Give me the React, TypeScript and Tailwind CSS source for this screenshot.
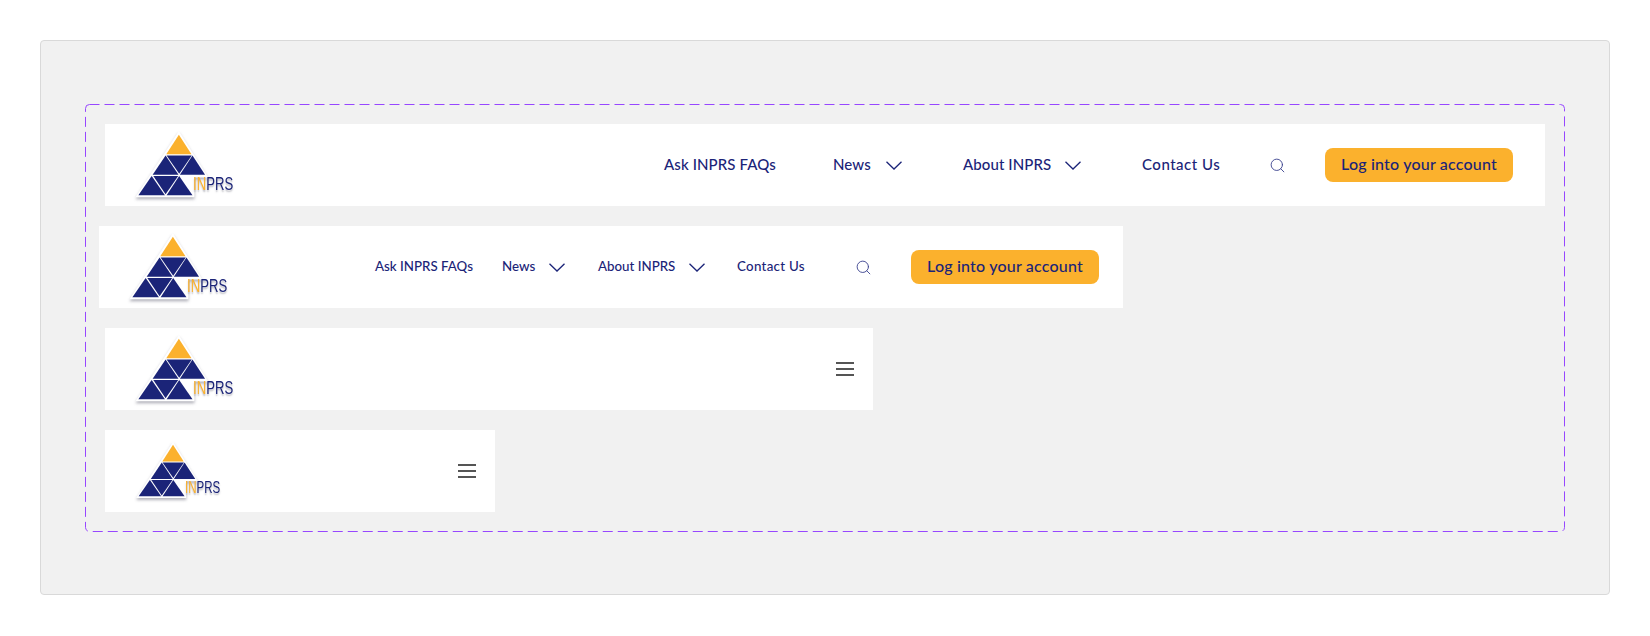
import React from 'react';
import { Search } from 'lucide-react';

const NAVY = '#1b2478';

function Logo({ small }: { small?: boolean }) {
  return (
    <div className={small ? 'relative w-[91px] h-[62px] shrink-0 ml-px' : 'relative w-[107px] h-[73px] shrink-0'}>
      <svg viewBox="100 40 320 220" className="w-full h-full drop-shadow-[0_2px_1.5px_rgba(60,60,80,0.4)]">
        {/* white halo, the drop shadow hangs off this shape */}
        <path d="M237 46 L326 186 L284 186 L284 246 L106 246 Z" fill="#ffffff" />
        <polygon points="237,57 199,116 275,116" fill="#fbb12d" />
        <polygon points="158,178 197,120 236,178" fill={NAVY} />
        <polygon points="200,120 276,120 238,175" fill={NAVY} />
        <polygon points="240,178 278,120 316,178" fill={NAVY} />
        <polygon points="115,240 155,182 195,240" fill={NAVY} />
        <polygon points="160,182 235,182 197,237" fill={NAVY} />
        <polygon points="200,240 238,182 278,240" fill={NAVY} />
      </svg>
      {small ? (
        <span className="absolute left-[51px] top-[39px] origin-top-left scale-x-[0.72] text-[16px] leading-[18px] font-normal tracking-normal font-['Liberation_Sans',sans-serif] whitespace-nowrap text-[#1b2478] [text-shadow:0_2px_2px_rgba(60,60,80,0.35)]">
          <span className="text-[#fbb12d]">IN</span>PRS
        </span>
      ) : (
        <span className="absolute left-[60px] top-[45px] origin-top-left scale-x-[0.73] text-[18px] leading-[21px] font-normal tracking-normal font-['Liberation_Sans',sans-serif] whitespace-nowrap text-[#1b2478] [text-shadow:0_2px_2px_rgba(60,60,80,0.35)]">
          <span className="text-[#fbb12d]">IN</span>PRS
        </span>
      )}
    </div>
  );
}

function Chevron() {
  return (
    <svg viewBox="0 0 16 9" className="w-4 h-[9px] shrink-0" fill="none" stroke={NAVY} strokeWidth="1.3">
      <path d="M0.5 0.7 L8 8 L15.5 0.7" />
    </svg>
  );
}

function Hamburger() {
  return (
    <div className="flex flex-col gap-1 w-[18px]">
      <div className="h-0.5 bg-[#555555]" />
      <div className="h-0.5 bg-[#555555]" />
      <div className="h-0.5 bg-[#555555]" />
    </div>
  );
}

function LoginButton() {
  return (
    <button className="h-[34px] w-[188px] pb-0.5 rounded-lg bg-[#fbb12d] text-[16px] font-medium text-[#1b2478] tracking-[0.2px]">
      Log into your account
    </button>
  );
}

export default function App() {
  return (
    <div className="min-h-screen bg-white pt-10 pl-10 font-['Lato',sans-serif]">
      <div className="w-[1570px] h-[555px] border border-[#d9d9d9] rounded-sm bg-[#f1f1f1] pt-[63px] pl-11">
        <div className="relative w-[1480px] h-[428px] pt-5 pl-5 flex flex-col items-start gap-5">
          {/* figma style component-set outline */}
          <svg className="absolute inset-0 w-full h-full pointer-events-none" fill="none">
            <rect x="0.5" y="0.5" width="1479" height="427" rx="4" stroke="#9747ff" strokeDasharray="10 5" />
          </svg>

          {/* desktop */}
          <div className="w-[1440px] h-[82px] bg-white flex items-center pl-7 pr-8 text-[15px] font-medium text-[#1b2478] tracking-[0.1px] whitespace-nowrap">
            <Logo />
            <span className="ml-auto w-[112px] pb-0.5">Ask INPRS FAQs</span>
            <span className="ml-[57px] w-10 pb-0.5">News</span>
            <span className="ml-[13px]"><Chevron /></span>
            <span className="ml-[61px] w-[89px] pb-0.5">About INPRS</span>
            <span className="ml-[13px]"><Chevron /></span>
            <span className="ml-[61px] w-[78px] pb-0.5 tracking-[0.5px]">Contact Us</span>
            <Search size={17} strokeWidth={1.3} className="ml-[49px] text-[#3d4590]" />
            <span className="ml-[39px]"><LoginButton /></span>
          </div>

          {/* laptop */}
          <div className="-ml-1.5 w-[1024px] h-[82px] bg-white flex items-center pl-7 pr-6 text-[13.3px] font-medium text-[#1b2478] whitespace-nowrap">
            <Logo />
            <span className="ml-auto w-[98px]">Ask INPRS FAQs</span>
            <span className="ml-[29px] w-[34px]">News</span>
            <span className="ml-[13px]"><Chevron /></span>
            <span className="ml-[33px] w-[78px]">About INPRS</span>
            <span className="ml-[13px]"><Chevron /></span>
            <span className="ml-8 w-[69px] tracking-[0.3px]">Contact Us</span>
            <Search size={17} strokeWidth={1.3} className="ml-[49px] text-[#3d4590]" />
            <span className="ml-[39px]"><LoginButton /></span>
          </div>

          {/* tablet */}
          <div className="w-[768px] h-[82px] bg-white flex items-center justify-between pl-7 pr-[19px]">
            <Logo />
            <Hamburger />
          </div>

          {/* mobile */}
          <div className="w-[390px] h-[82px] bg-white flex items-center justify-between pl-7 pr-[19px]">
            <Logo small />
            <Hamburger />
          </div>
        </div>
      </div>
    </div>
  );
}
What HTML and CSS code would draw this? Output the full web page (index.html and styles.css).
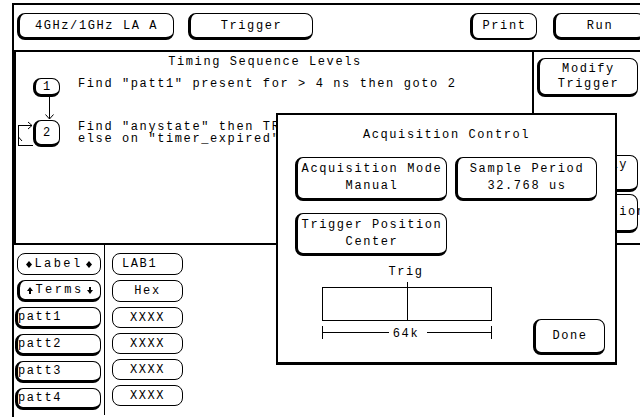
FILE: index.html
```html
<!DOCTYPE html>
<html lang="en">
<head>
    <link rel="stylesheet" href="styles.css">
    <meta charset="UTF-8">
    <meta name="viewport" content="width=device-width, initial-scale=1.0">
    <title>Timing Sequence Levels</title>
</head>
<body>
    <div class="screen">
        <header class="top-bar">
            <div class="btn btn-top analyzer-btn"><span>4GHz/1GHz LA A</span></div>
            <div class="btn btn-top menu-btn"><span>Trigger</span></div>
            <div class="btn btn-top print-btn"><span>Print</span></div>
            <div class="btn btn-top run-btn"><span>Run</span></div>
        </header>

        <section class="main-area">
            <div class="sequence-panel">
                <h2 class="panel-title">Timing Sequence Levels</h2>
                <div class="sequence">
                    <div class="node-cell">
                        <div class="btn level-box level-one"><span>1</span></div>
                    </div>
                    <div class="level-text">Find "patt1" present for &gt; 4 ns then goto 2</div>

                    <div class="node-cell">
                        <svg class="connector" width="62" height="23" viewBox="0 0 62 23">
                            <line x1="33.5" y1="0" x2="33.5" y2="22" stroke="#000" shape-rendering="crispEdges"/>
                            <polyline points="29.5,17.5 33.5,22 37.5,17.5" fill="none" stroke="#000"/>
                        </svg>
                    </div>
                    <div></div>

                    <div class="node-cell node-loop">
                        <svg class="loop" width="17" height="27" viewBox="0 0 17 27">
                            <polyline points="16,5.5 2.5,5.5 2.5,25.5 17,25.5" fill="none" stroke="#000" shape-rendering="crispEdges"/>
                            <polyline points="12,2 16,5.5 12,9" fill="none" stroke="#000"/>
                            <line x1="2.5" y1="17" x2="6" y2="21" stroke="#000"/>
                        </svg>
                        <div class="btn level-box level-two"><span>2</span></div>
                    </div>
                    <div class="level-text level-text-two">
                        <div>Find "anystate" then TRIGGER and fill memory</div>
                        <div>else on "timer_expired" goto 1</div>
                    </div>
                </div>
            </div>

            <aside class="side-menu">
                <div class="btn side-btn modify-btn"><span>Modify</span><span>Trigger</span></div>
                <div class="btn side-btn delay-btn"><span>Arm Delay</span><span>Off</span></div>
                <div class="btn side-btn config-btn"><span>Configuration</span></div>
            </aside>
        </section>

        <section class="lower-area">
            <div class="label-col">
                <div class="btn btn-thin field label-btn">
                    <span class="icon-text">
                        <svg width="6" height="7" viewBox="0 0 6 7"><polygon points="3,0 6,3.5 3,7 0,3.5" fill="#000"/></svg>
                        <span class="wide">Label</span>
                        <svg width="6" height="7" viewBox="0 0 6 7"><polygon points="3,0 6,3.5 3,7 0,3.5" fill="#000"/></svg>
                    </span>
                </div>
                <div class="btn field label-btn">
                    <span class="icon-text">
                        <svg width="6" height="7" viewBox="0 0 6 7"><polygon points="3,0 6,4 0,4" fill="#000"/><rect x="2" y="4" width="2" height="3" fill="#000"/></svg>
                        <span class="wide">Terms</span>
                        <svg width="6" height="7" viewBox="0 0 6 7"><rect x="2" y="0" width="2" height="3" fill="#000"/><polygon points="0,3 6,3 3,7" fill="#000"/></svg>
                    </span>
                </div>
                <div class="btn field patt-btn"><span>patt1</span></div>
                <div class="btn field patt-btn"><span>patt2</span></div>
                <div class="btn field patt-btn"><span>patt3</span></div>
                <div class="btn field patt-btn"><span>patt4</span></div>
            </div>
            <div class="value-col">
                <div class="btn btn-thin field value-box lab-box"><span>LAB1</span></div>
                <div class="btn btn-thin field value-box"><span>Hex</span></div>
                <div class="btn btn-thin field value-box xxxx"><span>XXXX</span></div>
                <div class="btn btn-thin field value-box xxxx"><span>XXXX</span></div>
                <div class="btn btn-thin field value-box xxxx"><span>XXXX</span></div>
                <div class="btn btn-thin field value-box xxxx"><span>XXXX</span></div>
            </div>
        </section>
    </div>

    <!-- Acquisition Control pop-up, drawn over the trigger screen -->
    <div class="popup">
        <h3 class="popup-title">Acquisition Control</h3>
        <div class="popup-grid">
            <div class="btn popup-btn"><span>Acquisition Mode</span><span>Manual</span></div>
            <div class="btn popup-btn"><span>Sample Period</span><span>32.768 us</span></div>
            <div class="btn popup-btn"><span>Trigger Position</span><span>Center</span></div>
        </div>
        <div class="popup-bottom">
            <svg class="trig-diagram" width="176" height="80" viewBox="0 0 176 80">
                <text x="86" y="13" text-anchor="middle">Trig</text>
                <g stroke="#000" fill="none" shape-rendering="crispEdges">
                    <rect x="2.5" y="25.5" width="169" height="33"/>
                    <line x1="87.5" y1="20" x2="87.5" y2="58.5"/>
                    <line x1="2.5" y1="70.5" x2="69" y2="70.5"/>
                    <line x1="107" y1="70.5" x2="171.5" y2="70.5"/>
                    <line x1="2.5" y1="64" x2="2.5" y2="77"/>
                    <line x1="171.5" y1="64" x2="171.5" y2="77"/>
                </g>
                <text x="86" y="75" text-anchor="middle">64k</text>
            </svg>
            <div class="btn done-btn"><span>Done</span></div>
        </div>
    </div>
</body>
</html>
```

FILE: styles.css
```css
* {
    box-sizing: border-box;
}

body {
    margin: 0;
    width: 640px;
    height: 417px;
    overflow: hidden;
    position: relative;
    background-color: #ffffff;
    color: #000000;
    font-family: "Liberation Mono", "DejaVu Sans Mono", monospace;
    font-size: 12px;
    letter-spacing: 1.6px;
}

h2, h3 {
    margin: 0;
    font-size: inherit;
    font-weight: normal;
}

.screen {
    margin: 3px 0 0 12px;
    height: 414px;
    border-top: 2px solid #000;
    border-left: 2px solid #000;
}

/* HP style button: thin outline, heavy left and bottom edge */
.btn {
    flex: none;
    display: flex;
    flex-direction: column;
    align-items: center;
    justify-content: center;
    border: 1px solid #000;
    border-left-width: 3px;
    border-bottom-width: 3px;
    border-radius: 8px;
    background-color: #ffffff;
    line-height: 14px;
    white-space: nowrap;
}

.btn-thin {
    border-width: 1px;
}

/* Top bar */
.top-bar {
    display: flex;
    align-items: flex-start;
    height: 47px;
    padding-top: 8px;
    border-bottom: 2px solid #000;
}

.btn-top {
    height: 27px;
}

.analyzer-btn {
    width: 157px;
    margin-left: 3px;
}

.menu-btn {
    width: 125px;
    margin-left: 14px;
}

.print-btn {
    width: 67px;
    margin-left: 157px;
    border-bottom-width: 2px;
}

.run-btn {
    width: 92px;
    margin-left: 16px;
}

/* Sequence levels */
.main-area {
    display: grid;
    grid-template-columns: 520px 1fr;
    height: 193px;
    border-bottom: 2px solid #000;
}

.sequence-panel {
    border-left: 2px solid #000;
    border-right: 2px solid #000;
}

.panel-title {
    text-align: center;
    line-height: 14px;
    padding: 3px 18px 0 0;
}

.sequence {
    display: grid;
    grid-template-columns: 62px 1fr;
    margin-top: 9px;
}

.node-loop {
    display: flex;
}

.connector, .loop {
    display: block;
}

.level-box {
    width: 27px;
    height: 19px;
    margin-left: 17px;
}

.level-two {
    height: 27px;
    margin-left: 0;
}

.level-text {
    white-space: nowrap;
    line-height: 14px;
    margin-top: -1px;
}

.level-text-two {
    line-height: 12px;
    margin-top: 0;
    padding-top: 1px;
}

/* Right hand menu */
.side-menu {
    display: flex;
    flex-direction: column;
    padding: 6px 0 0 3px;
}

.side-btn {
    width: 101px;
    line-height: 15px;
}

.modify-btn {
    height: 39px;
}

.delay-btn {
    height: 37px;
    margin-top: 58px;
}

.config-btn {
    height: 39px;
    margin-top: 2px;
}

/* Label / term list */
.lower-area {
    display: flex;
    height: 170px;
}

.label-col {
    width: 91px;
    border-right: 1px solid #000;
    padding: 8px 0 0 1px;
    display: flex;
    flex-direction: column;
    gap: 5px;
}

.value-col {
    display: flex;
    flex-direction: column;
    gap: 5px;
    padding: 8px 0 0 7px;
}

.field {
    height: 22px;
}

.label-btn {
    width: 84px;
    margin-left: 2px;
}

.icon-text {
    display: flex;
    align-items: center;
    gap: 2px;
}

.wide {
    letter-spacing: 2.4px;
    margin-right: 1px;
}

.patt-btn {
    width: 86px;
    align-items: flex-start;
}

.value-box {
    width: 71px;
}

.lab-box {
    align-items: flex-start;
    padding-left: 9px;
}

.xxxx {
    height: 21px;
}

/* Acquisition Control pop-up */
.popup {
    position: absolute;
    left: 276px;
    top: 113px;
    width: 341px;
    height: 252px;
    border: 2px solid #000;
    border-bottom-width: 3px;
    background-color: #ffffff;
    padding: 13px 0 0 17px;
}

.popup-title {
    margin-left: -17px;
    text-align: center;
    line-height: 14px;
}

.popup-grid {
    display: grid;
    grid-template-columns: 152px 142px;
    grid-template-rows: 44px 43px;
    column-gap: 8px;
    row-gap: 12px;
    margin-top: 15px;
}

.popup-btn {
    line-height: 17px;
}

.popup-bottom {
    display: flex;
    align-items: flex-start;
    margin-top: 6px;
}

.trig-diagram {
    display: block;
    margin-left: 25px;
}

.done-btn {
    width: 72px;
    height: 36px;
    margin-left: 37px;
    margin-top: 57px;
}
```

Given request |
Which lines hold the string "styles"? List them all.

Exercise answer |
What HTML and CSS code would draw this? Output the full web page (index.html and styles.css).
    <link rel="stylesheet" href="styles.css">
FILE: styles.css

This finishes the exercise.